--- BEGIN ---

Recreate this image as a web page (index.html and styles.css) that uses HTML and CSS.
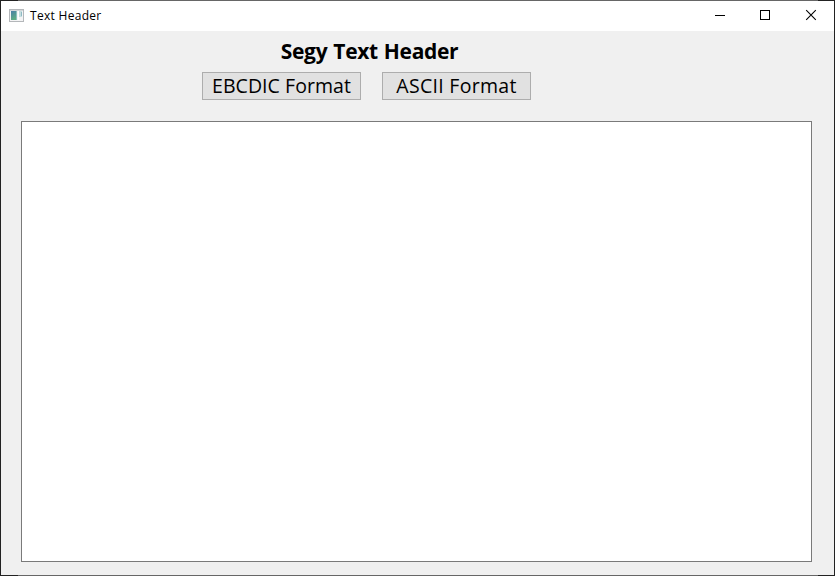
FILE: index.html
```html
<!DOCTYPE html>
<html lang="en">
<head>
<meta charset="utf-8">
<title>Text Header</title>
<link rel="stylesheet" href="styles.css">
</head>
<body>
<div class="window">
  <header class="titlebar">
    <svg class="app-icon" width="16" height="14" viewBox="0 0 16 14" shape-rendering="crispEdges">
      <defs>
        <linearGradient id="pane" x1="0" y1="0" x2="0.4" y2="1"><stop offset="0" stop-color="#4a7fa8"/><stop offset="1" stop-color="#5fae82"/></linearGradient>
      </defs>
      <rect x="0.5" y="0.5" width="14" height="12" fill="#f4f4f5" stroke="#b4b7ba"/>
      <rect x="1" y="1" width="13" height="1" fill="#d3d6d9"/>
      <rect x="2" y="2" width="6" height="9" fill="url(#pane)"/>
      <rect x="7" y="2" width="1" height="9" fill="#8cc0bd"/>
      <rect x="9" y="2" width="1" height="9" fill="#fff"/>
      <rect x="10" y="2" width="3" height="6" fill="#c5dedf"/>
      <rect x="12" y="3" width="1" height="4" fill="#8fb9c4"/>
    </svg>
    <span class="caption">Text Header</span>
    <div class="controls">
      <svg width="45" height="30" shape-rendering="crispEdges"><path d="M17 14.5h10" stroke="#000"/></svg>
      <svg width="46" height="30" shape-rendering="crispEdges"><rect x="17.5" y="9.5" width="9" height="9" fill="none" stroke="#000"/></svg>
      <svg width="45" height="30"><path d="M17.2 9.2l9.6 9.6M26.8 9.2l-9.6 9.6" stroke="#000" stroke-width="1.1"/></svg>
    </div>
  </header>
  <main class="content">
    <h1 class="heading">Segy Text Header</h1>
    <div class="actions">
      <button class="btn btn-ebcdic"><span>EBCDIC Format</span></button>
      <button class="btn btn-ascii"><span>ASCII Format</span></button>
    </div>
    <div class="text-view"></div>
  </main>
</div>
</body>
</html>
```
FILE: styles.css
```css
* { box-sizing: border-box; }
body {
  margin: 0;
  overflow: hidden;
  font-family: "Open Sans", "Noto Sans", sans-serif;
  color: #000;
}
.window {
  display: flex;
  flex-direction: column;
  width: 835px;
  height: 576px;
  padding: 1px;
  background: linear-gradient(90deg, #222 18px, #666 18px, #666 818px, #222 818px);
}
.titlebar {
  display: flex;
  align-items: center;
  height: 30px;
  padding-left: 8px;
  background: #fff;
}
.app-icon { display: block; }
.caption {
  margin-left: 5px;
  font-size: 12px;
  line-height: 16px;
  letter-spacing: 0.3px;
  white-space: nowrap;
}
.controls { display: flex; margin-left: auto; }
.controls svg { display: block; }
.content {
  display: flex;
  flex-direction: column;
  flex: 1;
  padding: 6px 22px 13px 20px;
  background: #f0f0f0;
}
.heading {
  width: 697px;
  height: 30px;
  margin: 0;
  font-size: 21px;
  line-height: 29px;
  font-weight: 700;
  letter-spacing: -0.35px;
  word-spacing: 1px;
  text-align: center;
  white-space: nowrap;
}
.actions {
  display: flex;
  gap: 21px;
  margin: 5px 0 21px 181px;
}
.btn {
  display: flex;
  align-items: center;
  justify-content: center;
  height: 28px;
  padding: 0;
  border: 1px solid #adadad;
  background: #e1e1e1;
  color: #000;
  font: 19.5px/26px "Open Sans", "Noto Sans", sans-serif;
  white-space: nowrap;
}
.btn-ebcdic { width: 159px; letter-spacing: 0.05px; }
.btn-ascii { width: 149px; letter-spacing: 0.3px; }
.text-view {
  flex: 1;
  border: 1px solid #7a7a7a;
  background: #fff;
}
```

--- END ---

▶ _Task description_
Print the whole listing above once more, word for word, without its pictures.

▶ _The answer_
Recreate this image as a web page (index.html and styles.css) that uses HTML and CSS.
FILE: index.html
```html
<!DOCTYPE html>
<html lang="en">
<head>
<meta charset="utf-8">
<title>Text Header</title>
<link rel="stylesheet" href="styles.css">
</head>
<body>
<div class="window">
  <header class="titlebar">
    <svg class="app-icon" width="16" height="14" viewBox="0 0 16 14" shape-rendering="crispEdges">
      <defs>
        <linearGradient id="pane" x1="0" y1="0" x2="0.4" y2="1"><stop offset="0" stop-color="#4a7fa8"/><stop offset="1" stop-color="#5fae82"/></linearGradient>
      </defs>
      <rect x="0.5" y="0.5" width="14" height="12" fill="#f4f4f5" stroke="#b4b7ba"/>
      <rect x="1" y="1" width="13" height="1" fill="#d3d6d9"/>
      <rect x="2" y="2" width="6" height="9" fill="url(#pane)"/>
      <rect x="7" y="2" width="1" height="9" fill="#8cc0bd"/>
      <rect x="9" y="2" width="1" height="9" fill="#fff"/>
      <rect x="10" y="2" width="3" height="6" fill="#c5dedf"/>
      <rect x="12" y="3" width="1" height="4" fill="#8fb9c4"/>
    </svg>
    <span class="caption">Text Header</span>
    <div class="controls">
      <svg width="45" height="30" shape-rendering="crispEdges"><path d="M17 14.5h10" stroke="#000"/></svg>
      <svg width="46" height="30" shape-rendering="crispEdges"><rect x="17.5" y="9.5" width="9" height="9" fill="none" stroke="#000"/></svg>
      <svg width="45" height="30"><path d="M17.2 9.2l9.6 9.6M26.8 9.2l-9.6 9.6" stroke="#000" stroke-width="1.1"/></svg>
    </div>
  </header>
  <main class="content">
    <h1 class="heading">Segy Text Header</h1>
    <div class="actions">
      <button class="btn btn-ebcdic"><span>EBCDIC Format</span></button>
      <button class="btn btn-ascii"><span>ASCII Format</span></button>
    </div>
    <div class="text-view"></div>
  </main>
</div>
</body>
</html>
```
FILE: styles.css
```css
* { box-sizing: border-box; }
body {
  margin: 0;
  overflow: hidden;
  font-family: "Open Sans", "Noto Sans", sans-serif;
  color: #000;
}
.window {
  display: flex;
  flex-direction: column;
  width: 835px;
  height: 576px;
  padding: 1px;
  background: linear-gradient(90deg, #222 18px, #666 18px, #666 818px, #222 818px);
}
.titlebar {
  display: flex;
  align-items: center;
  height: 30px;
  padding-left: 8px;
  background: #fff;
}
.app-icon { display: block; }
.caption {
  margin-left: 5px;
  font-size: 12px;
  line-height: 16px;
  letter-spacing: 0.3px;
  white-space: nowrap;
}
.controls { display: flex; margin-left: auto; }
.controls svg { display: block; }
.content {
  display: flex;
  flex-direction: column;
  flex: 1;
  padding: 6px 22px 13px 20px;
  background: #f0f0f0;
}
.heading {
  width: 697px;
  height: 30px;
  margin: 0;
  font-size: 21px;
  line-height: 29px;
  font-weight: 700;
  letter-spacing: -0.35px;
  word-spacing: 1px;
  text-align: center;
  white-space: nowrap;
}
.actions {
  display: flex;
  gap: 21px;
  margin: 5px 0 21px 181px;
}
.btn {
  display: flex;
  align-items: center;
  justify-content: center;
  height: 28px;
  padding: 0;
  border: 1px solid #adadad;
  background: #e1e1e1;
  color: #000;
  font: 19.5px/26px "Open Sans", "Noto Sans", sans-serif;
  white-space: nowrap;
}
.btn-ebcdic { width: 159px; letter-spacing: 0.05px; }
.btn-ascii { width: 149px; letter-spacing: 0.3px; }
.text-view {
  flex: 1;
  border: 1px solid #7a7a7a;
  background: #fff;
}
```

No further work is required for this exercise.